I received this email today:

My team recently used some techniques found in your writings to perform forecasts … Our work has been well received by reviewers, but one commenter asked two questions that I was hoping you may be able to provide insight on.

First, they wanted to know if we could provide P-values for our prediction intervals. In our work, we said, “Observed rates were deemed significantly different from expected rates when they did not fall within the 95% PI.” This same language has been used by others published in the same journal. I am curious to hear your thoughts on giving P-values for these PIs and what the appropriate method for doing so would be (if any).

Second, they asked about making a correction for multiple comparisons. … I believe we could apply a Bonferroni correction to the PIs, but that feels too liberal. Moreover, I am curious if this is even called for given our statement of what is deemed significant and the fact that our prediction interval construction relies on a non-parametric method.

Here is my reply:

I don’t think this makes any sense. A p-value is the probability of obtaining observations at least as extreme as those observed given a null hypothesis. What’s the hypothesis here? In forecasting, we don’t usually have a hypothesis. Instead, we fit a model to the data, and make predictions based on the model. I guess you could make the null hypothesis “The future observations come from the forecast distributions”, and then the p-value for each future time period would be the probability of the tails beyond the observations. But it is well-known that the estimated prediction intervals are almost always too narrow due to them not taking into account all sources of variance. So the size of this test would not be well-calibrated. I think you’re better off pushing back rather than trying to meet the request.

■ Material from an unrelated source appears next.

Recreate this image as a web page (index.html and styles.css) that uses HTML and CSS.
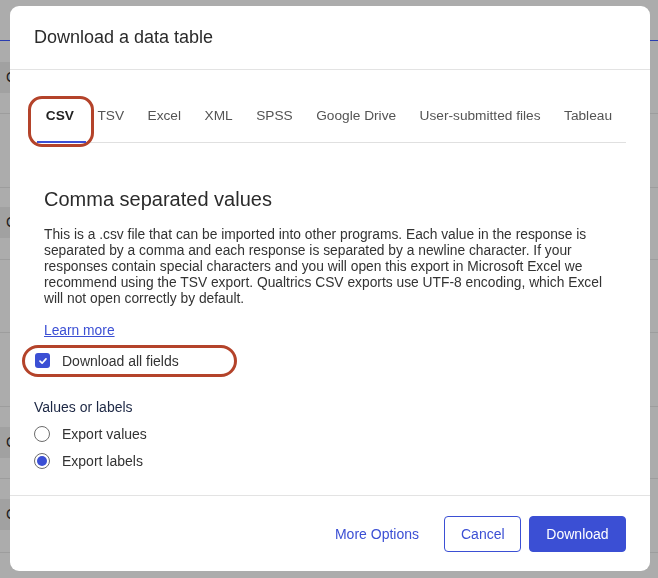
FILE: index.html
```html
<!DOCTYPE html>
<html lang="en">
<head>
  <meta charset="UTF-8">
  <meta name="viewport" content="width=device-width, initial-scale=1.0">
  <title>Download a data table</title>
  <link rel="stylesheet" href="styles.css">
</head>
<body>

<div class="page">
  <div class="page-top"></div>
  <div class="page-row r1"><div class="band">Col</div></div>
  <div class="page-row r2"></div>
  <div class="page-row r3"><div class="band">Col</div></div>
  <div class="page-row r4"></div>
  <div class="page-row r5"></div>
  <div class="page-row r6"><div class="band">Col</div></div>
  <div class="page-row r7"><div class="band">Col</div></div>
</div>

<div class="overlay">
  <div class="modal">
    <div class="modal-header">
      <h1>Download a data table</h1>
    </div>

    <div class="modal-body">
      <ul class="tabs">
        <li class="tab active">CSV<span class="mark mark-tab"></span></li>
        <li class="tab">TSV</li>
        <li class="tab">Excel</li>
        <li class="tab">XML</li>
        <li class="tab">SPSS</li>
        <li class="tab">Google Drive</li>
        <li class="tab">User-submitted files</li>
        <li class="tab">Tableau</li>
      </ul>

      <div class="panel">
        <h2>Comma separated values</h2>
        <p>This is a .csv file that can be imported into other programs. Each value in the response is separated by a comma and each response is separated by a newline character. If your responses contain special characters and you will open this export in Microsoft Excel we recommend using the TSV export. Qualtrics CSV exports use UTF-8 encoding, which Excel will not open correctly by default.</p>
        <a href="#" class="learn">Learn more</a>
      </div>

      <label class="option check-row">
        <span class="checkbox">
          <svg width="10" height="10" viewBox="0 0 10 10"><path d="M2 5.2 L4.1 7.2 L8 2.9" fill="none" stroke="#fff" stroke-width="1.7" stroke-linecap="round" stroke-linejoin="round"/></svg>
        </span>
        Download all fields
        <span class="mark mark-check"></span>
      </label>

      <div class="group-label">Values or labels</div>
      <label class="option"><span class="radio"></span>Export values</label>
      <label class="option"><span class="radio on"></span>Export labels</label>
    </div>

    <div class="modal-footer">
      <a href="#" class="more">More Options</a>
      <button class="btn btn-outline">Cancel</button>
      <button class="btn btn-primary">Download</button>
    </div>
  </div>
</div>

</body>
</html>
```

FILE: styles.css
```css
html, body {
  margin: 0;
  padding: 0;
}
body {
  font-family: "Liberation Sans", Arial, sans-serif;
  width: 658px;
  height: 578px;
  overflow: hidden;
  background-color: #acacac;
  color: #333;
}

/* page behind the dialog */
.page {
  height: 578px;
}
.page-top {
  height: 40px;
  border-bottom: 1px solid #2a3db0;
}
.page-row {
  height: 72px;
  border-bottom: 1px solid #9d9d9d;
  box-sizing: border-box;
  padding-top: 21px;
}
.page-row.r1 { height: 73px; }
.page-row.r2 { height: 74px; }
.page-row.r3 { height: 72px; padding-top: 19px; }
.page-row.r4 { height: 73px; }
.page-row.r5 { height: 74px; }
.page-row.r6 { height: 72px; padding-top: 20px; }
.page-row.r7 { height: 74px; padding-top: 20px; }
.band {
  width: 220px;
  height: 31px;
  line-height: 31px;
  background-color: #a1a1a1;
  font-size: 14px;
  padding-left: 6px;
  color: #1b1b1b;
}

/* dialog */
.overlay {
  position: fixed;
  top: 0;
  left: 0;
  right: 0;
  bottom: 0;
  padding: 6px 8px 7px 10px;
}
.modal {
  background: #fff;
  border-radius: 9px;
  height: 565px;
  display: flex;
  flex-direction: column;
  overflow: hidden;
}
.modal-header {
  height: 63px;
  border-bottom: 1px solid #e3e3e3;
  padding: 0 24px;
  display: flex;
  align-items: center;
}
.modal-header h1 {
  margin: 0;
  font-size: 18px;
  font-weight: normal;
  color: #2b2b2b;
}
.modal-body {
  flex: 1;
  padding: 29px 24px 0 24px;
}

.tabs {
  list-style: none;
  margin: 0;
  padding: 0;
  display: flex;
  border-bottom: 1px solid #e0e0e0;
}
.tab {
  position: relative;
  flex-shrink: 0;
  white-space: nowrap;
  padding: 0 11.75px;
  height: 43px;
  line-height: 34px;
  font-size: 13.7px;
  color: #545454;
}
.tab.active {
  font-weight: bold;
  color: #222;
}
.tab.active::after {
  content: "";
  position: absolute;
  left: 3px;
  right: 0;
  bottom: -1px;
  height: 2px;
  background: #3b4fd4;
}

/* red annotation rings */
.mark {
  position: absolute;
  border: 3px solid #b4432a;
  pointer-events: none;
}
.mark-tab {
  left: -6px;
  right: -8px;
  top: -3px;
  bottom: -5px;
  border-radius: 14px;
}
.mark-check {
  left: -12px;
  top: -2px;
  width: 209px;
  height: 26px;
  border-radius: 17px;
}

.panel {
  padding: 0 10px;
}
.panel h2 {
  margin: 44px 0 16px 0;
  font-size: 20px;
  line-height: 24px;
  font-weight: normal;
  color: #2b2b2b;
}
.panel p {
  margin: 0 0 14px 0;
  font-size: 13.8px;
  line-height: 16px;
  color: #333;
}
.learn {
  display: inline-block;
  font-size: 13.8px;
  line-height: 16px;
  color: #3b4fd4;
  text-decoration: underline;
}

.option {
  position: relative;
  display: flex;
  align-items: center;
  height: 27px;
  font-size: 14px;
  color: #333;
}
.check-row {
  margin-top: 8px;
  margin-bottom: 23px;
}
.checkbox {
  width: 15px;
  height: 15px;
  margin-left: 1px;
  margin-right: 12px;
  border-radius: 3px;
  background: #3b4fd4;
  display: flex;
  align-items: center;
  justify-content: center;
}
.group-label {
  font-size: 14px;
  color: #1c2744;
  height: 20px;
  line-height: 20px;
  margin-bottom: 3px;
}
.radio {
  width: 14px;
  height: 14px;
  border: 1px solid #6c6c6c;
  border-radius: 50%;
  margin-right: 12px;
  display: flex;
  align-items: center;
  justify-content: center;
}
.radio.on::after {
  content: "";
  width: 10px;
  height: 10px;
  border-radius: 50%;
  background: #3b4fd4;
}

.modal-footer {
  height: 75px;
  border-top: 1px solid #e3e3e3;
  padding: 0 24px;
  display: flex;
  align-items: center;
  justify-content: flex-end;
}
.more {
  font-size: 14px;
  color: #3b4fd4;
  text-decoration: none;
  margin-right: 25px;
}
.btn {
  font-family: "Liberation Sans", Arial, sans-serif;
  font-size: 14px;
  height: 36px;
  border-radius: 4px;
  padding: 0 16px;
  cursor: pointer;
}
.btn-outline {
  background: #fff;
  color: #3b4fd4;
  border: 1px solid #3b4fd4;
  width: 77px;
  margin-right: 8px;
}
.btn-primary {
  background: #3b4fd4;
  color: #fff;
  border: 1px solid #3b4fd4;
  width: 97px;
}
```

A Bonferroni correction assumes independence between the intervals, and that is not true for PIs from a forecasting model. The future forecast errors are all correlated (with the strength of the correlation depending on the model and the DGP). Usually we just say that these are pointwise PI, and so we expect 5% of observations to fall outside the 95% prediction intervals. It is possible to generate uniform PI, which contain 95% of all future sample paths, but this is a little tricky due to the correlations between horizons. It could be done via simulation – simulate a 1000 future sample paths and compute the envelope that contains 950 of them.

It sounds like the reviewers are only familiar with inferential statistics, and not with predictive modelling. You could point them to Shmueli’s excellent 2010 paper “To explain or predict”, highlighting the differences between the two paradigms.